O iFood disse, ainda, que em casos de condutas inapropriadas de entregadores, recomenda que clientes registrem boletim de ocorrência, como também recomendou a advogada ouvida por Universa, e entre em contato pelos canais oficiais de atendimento existentes dentro do aplicativo para relatar o ocorrido.

"A segurança dos dados e a privacidade dos usuários são prioridade para o iFood, que fornece apenas os dados necessários para que o pedido seja entregue", conclui a empresa.

Outros aplicativos

Universa também ouviu outros dois aplicativos de entrega de comida a respeito das políticas contra assédio.

O Rappi informou, em nota, que "não compactua com situações de assédio e constrangimentos" e que "dispõe de um canal para que os usuários possam reportar qualquer problema ou incidente que possa ocorrer".

A empresa disse ainda que sua política de privacidade prevê o compartilhamento aos entregadores parceiros apenas dos dados dos usuários necessários para garantir a prestação do serviço, sendo eles endereço, nome do usuário e produto solicitado.

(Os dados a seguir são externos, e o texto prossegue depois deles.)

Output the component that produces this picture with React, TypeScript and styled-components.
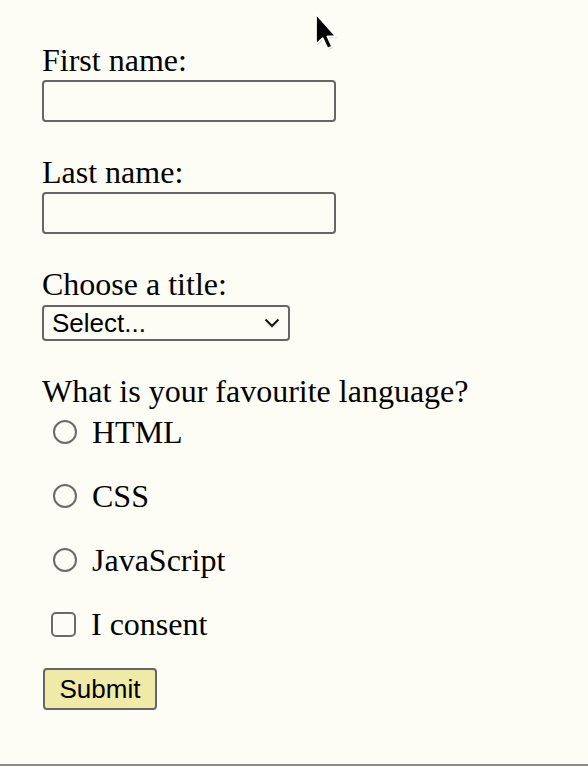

A Uber, responsável pelo serviço Uber Eats, por sua vez, disse em nota que "repudia qualquer tipo de comportamento abusivo contra mulheres e acredita na importância de combater e denunciar casos de assédio e violência" e que este tipo de comportamento viola seu código de conduta.

"O Uber Eats não mostra para os entregadores parceiros os endereços de entregas no histórico do app. Além disso, os telefones de ambos são mantidos em sigilo", disse a plataforma.

"Caso seja necessário reportar algum incidente, a Uber conta com uma equipe de suporte disponível 24/7, que analisa individualmente caso a caso. A denúncia pode ser feita pelo menu de ajuda do próprio app ou pelo site uber.com/ajuda".